No julgamento do Recurso Extraordinário nº 192568/PI[6], o Supremo Tribunal Federal, no ano de 1996, manifestou-se pela necessidade de um motivo “socialmente aceitável” para justificar a prorrogação do prazo de validade de um concurso público para provimento do cargo de magistrado.
Em 1998, o Superior Tribunal de Justiça, ao julgar o Recurso Ordinário no Mandado de Segurança nº 9594/RS[7], posicionou-se no sentido de reconhecer que o mérito do ato administrativo é próprio do administrador e não deve ser substituído pelo Poder Judiciário, que poderá, contudo, analisar os fundamentos utilizados pela decisão administrativa para concluir se a opção do administrador possui respaldo jurídico.
No ano de 2002, o Supremo Tribunal Federal decidiu, através do julgamento da Medida Cautelar na Ação Direta de Inconstitucionalidade nº 2213/DF[8], sobre a possibilidade de as medidas provisórias, no que se refere aos pressupostos constitucionais de relevância e urgência, serem objeto de controle judicial, a fim de se evitar distorções no modelo político e manter a integridade do princípio constitucional da separação de poderes.
Em 2003, no julgamento do Recurso Especial nº 443310/RS[9], o Superior Tribunal de Justiça manifestou-se no sentido de que a Administração Pública deve sempre pautar as suas atividades nos parâmetros da razoabilidade e da proporcionalidade.
Já no ano de 2004, ao julgar o Recurso Ordinário no Mandado de Segurança nº 24699/DF[10], o Supremo Tribunal Federal admitiu a possibilidade de controle judicial sobre atos administrativos que envolvam a aplicação de “conceitos jurídicos indeterminados”, em razão dos princípios que regem a Administração Pública.
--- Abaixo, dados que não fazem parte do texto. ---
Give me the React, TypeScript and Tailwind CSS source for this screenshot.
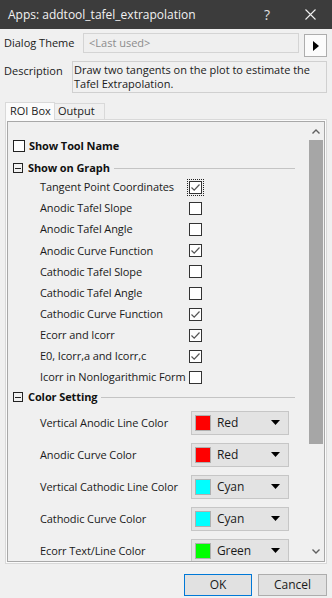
import React from "react";

interface CheckRow {
  label: string;
  checked: boolean;
  focused?: boolean;
}

interface ColorRow {
  label: string;
  name: string;
  swatch: string;
}

const checkRows: CheckRow[] = [
  { label: "Tangent Point Coordinates", checked: true, focused: true },
  { label: "Anodic Tafel Slope", checked: false },
  { label: "Anodic Tafel Angle", checked: false },
  { label: "Anodic Curve Function", checked: true },
  { label: "Cathodic Tafel Slope", checked: false },
  { label: "Cathodic Tafel Angle", checked: false },
  { label: "Cathodic Curve Function", checked: true },
  { label: "Ecorr and Icorr", checked: true },
  { label: "E0, Icorr,a and Icorr,c", checked: true },
  { label: "Icorr in Nonlogarithmic Form", checked: false },
];

const colorRows: ColorRow[] = [
  { label: "Vertical Anodic Line Color", name: "Red", swatch: "bg-[#ff0000]" },
  { label: "Anodic Curve Color", name: "Red", swatch: "bg-[#ff0000]" },
  { label: "Vertical Cathodic Line Color", name: "Cyan", swatch: "bg-[#00ffff]" },
  { label: "Cathodic Curve Color", name: "Cyan", swatch: "bg-[#00ffff]" },
  { label: "Ecorr Text/Line Color", name: "Green", swatch: "bg-[#00ff00]" },
];

const CheckBox: React.FC<{ checked: boolean; focused?: boolean }> = ({
  checked,
  focused,
}) => (
  <div
    className={`w-[13px] h-[13px] border border-[#333333] bg-white flex items-center justify-center ${
      focused ? "outline outline-1 outline-dotted outline-[#222] outline-offset-1" : ""
    }`}
  >
    {checked && (
      <svg width="11" height="11" viewBox="0 0 11 11">
        <path d="M1.5 5.5 L4.2 8.2 L9.5 2.5" fill="none" stroke="#555" strokeWidth="1.2" />
      </svg>
    )}
  </div>
);

const SectionHeader: React.FC<{ title: string; height: string }> = ({
  title,
  height,
}) => (
  <div className={`shrink-0 flex items-center pl-[5px] pr-[13px] ${height}`}>
    <div className="w-[10px] h-[10px] border border-[#222] flex items-center justify-center bg-[#f0f0f0]">
      <div className="w-[6px] h-px bg-[#222]" />
    </div>
    <span className="ml-[5px] font-bold text-[#111]">{title}</span>
    <div className="flex-1 h-px bg-[#c4c4c4] ml-[4px]" />
  </div>
);

export default function App() {
  return (
    <div
      className="w-[332px] h-[598px] bg-[#f0f0f0] overflow-hidden text-[11px] text-[#1a1a1a] flex flex-col"
      style={{ fontFamily: '"Open Sans", "Noto Sans", sans-serif' }}
    >
      {/* title bar */}
      <div className="h-[29px] shrink-0 bg-[#3c3c3c] flex items-center pl-[8px] text-[#f2f2f2] text-[12px]">
        <span>Apps: addtool_tafel_extrapolation</span>
        <span className="ml-auto mr-[35px] text-[14px] text-[#e0e0e0]">?</span>
        <svg width="11" height="11" viewBox="0 0 11 11" className="mr-[16px]">
          <path d="M0.5 0.5 L10.5 10.5 M10.5 0.5 L0.5 10.5" stroke="#f0f0f0" strokeWidth="1.1" />
        </svg>
      </div>

      {/* dialog theme */}
      <div className="flex items-start mt-[4px] h-[24px]">
        <span className="pl-[4px] w-[83px] leading-[18px] mt-[1px]">Dialog Theme</span>
        <div className="w-[216px] h-[20px] border border-[#d4d4d4] bg-[#efefef] flex items-center pl-[5px] text-[#8c8c8c]">
          &lt;Last used&gt;
        </div>
        <div className="ml-[5px] mt-[1px] w-[23px] h-[23px] border border-[#adadad] bg-[#fbfbfb] flex items-center justify-center">
          <svg width="6" height="10" viewBox="0 0 6 10">
            <path d="M0 0 L6 5 L0 10 Z" fill="#000" />
          </svg>
        </div>
      </div>

      {/* description */}
      <div className="flex items-start mt-[4px] h-[33px]">
        <span className="pl-[4px] w-[72px] mt-[2px]">Description</span>
        <div className="w-[255px] h-[32px] border border-[#d0d0d0] bg-[#f0f0f0] pl-[1px] leading-[14px] pt-px">
          Draw two tangents on the plot to estimate the
          <br />
          Tafel Extrapolation.
        </div>
      </div>

      {/* tabs */}
      <div className="flex items-end pl-[5px] mt-[7px] h-[18px]">
        <div className="h-[18px] w-[50px] border border-b-0 border-[#d9d9d9] bg-[#fbfbfb] flex items-center pl-[4px] relative z-10 -mb-px">
          ROI Box
        </div>
        <div className="h-[16px] w-[50px] border border-l-0 border-b-0 border-[#d9d9d9] bg-[#f0f0f0] flex items-center pl-[3px]">
          Output
        </div>
      </div>

      {/* tab page */}
      <div className="ml-[5px] w-[322px] h-[445px] border border-[#d9d9d9] bg-[#fbfbfb] p-px">
        <div className="w-full h-full border border-[#a8a8a8] bg-[#f0f0f0] flex overflow-hidden">
          <div className="flex-1 flex flex-col pt-[14px] tracking-[-0.1px] overflow-hidden">
            <div className="shrink-0 flex items-center h-[20px] pl-[5px]">
              <div className="w-[12px] h-[12px] border border-[#222] bg-white" />
              <span className="ml-[4px] font-bold text-[#111]">Show Tool Name</span>
            </div>
            <div className="shrink-0 h-[3px]" />
            <SectionHeader title="Show on Graph" height="h-[18px]" />
            {checkRows.map((r) => (
              <div key={r.label} className="shrink-0 flex items-center h-[21.1px] pl-[32px]">
                <span className="w-[149px]">{r.label}</span>
                <CheckBox checked={r.checked} focused={r.focused} />
              </div>
            ))}
            <SectionHeader title="Color Setting" height="h-[19px]" />
            {colorRows.map((r) => (
              <div key={r.label} className="shrink-0 flex items-center h-[32px] pl-[32px]">
                <span className="w-[151px]">{r.label}</span>
                <div className="w-[98px] h-[24px] border border-[#c6c6c6] bg-[#e3e3e3] flex items-center pl-[3px] pr-[8px]">
                  <div className={`w-[16px] h-[16px] ${r.swatch} border border-[#b0b0b0]`} />
                  <span className="ml-[6px] text-[12px]">{r.name}</span>
                  <svg width="9" height="5" viewBox="0 0 9 5" className="ml-auto">
                    <path d="M0 0 L9 0 L4.5 5 Z" fill="#000" />
                  </svg>
                </div>
              </div>
            ))}
          </div>

          {/* scrollbar */}
          <div className="w-[16px] flex flex-col items-center">
            <div className="h-[17px] flex items-center justify-center mt-[1px]">
              <svg width="8" height="5" viewBox="0 0 8 5">
                <path d="M0.5 4.5 L4 1 L7.5 4.5" fill="none" stroke="#606060" strokeWidth="1.4" />
              </svg>
            </div>
            <div className="w-[14px] h-[304px] bg-[#a6a6a6]" />
            <div className="flex-1" />
            <div className="h-[17px] flex items-center justify-center mb-[1px]">
              <svg width="8" height="5" viewBox="0 0 8 5">
                <path d="M0.5 0.5 L4 4 L7.5 0.5" fill="none" stroke="#606060" strokeWidth="1.4" />
              </svg>
            </div>
          </div>
        </div>
      </div>

      {/* buttons */}
      <div className="flex justify-end gap-[6px] pr-[5px] mt-[10px]">
        <div className="w-[68px] h-[22px] border border-[#0078d7] bg-[#e1e1e1] flex items-center justify-center text-[12px]">
          OK
        </div>
        <div className="w-[69px] h-[22px] border border-[#adadad] bg-[#e1e1e1] flex items-center justify-center text-[12px]">
          Cancel
        </div>
      </div>
    </div>
  );
}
Em 2013, o Supremo Tribunal Federal, no julgamento do Agravo Regimental no Recurso Extraordinário nº 628159/MA[11], entendeu que não viola o princípio da separação dos poderes a determinação, pelo Judiciário, para que a Administração Pública adote medidas assecuratórias de direitos reconhecidos pela Constituição como essenciais.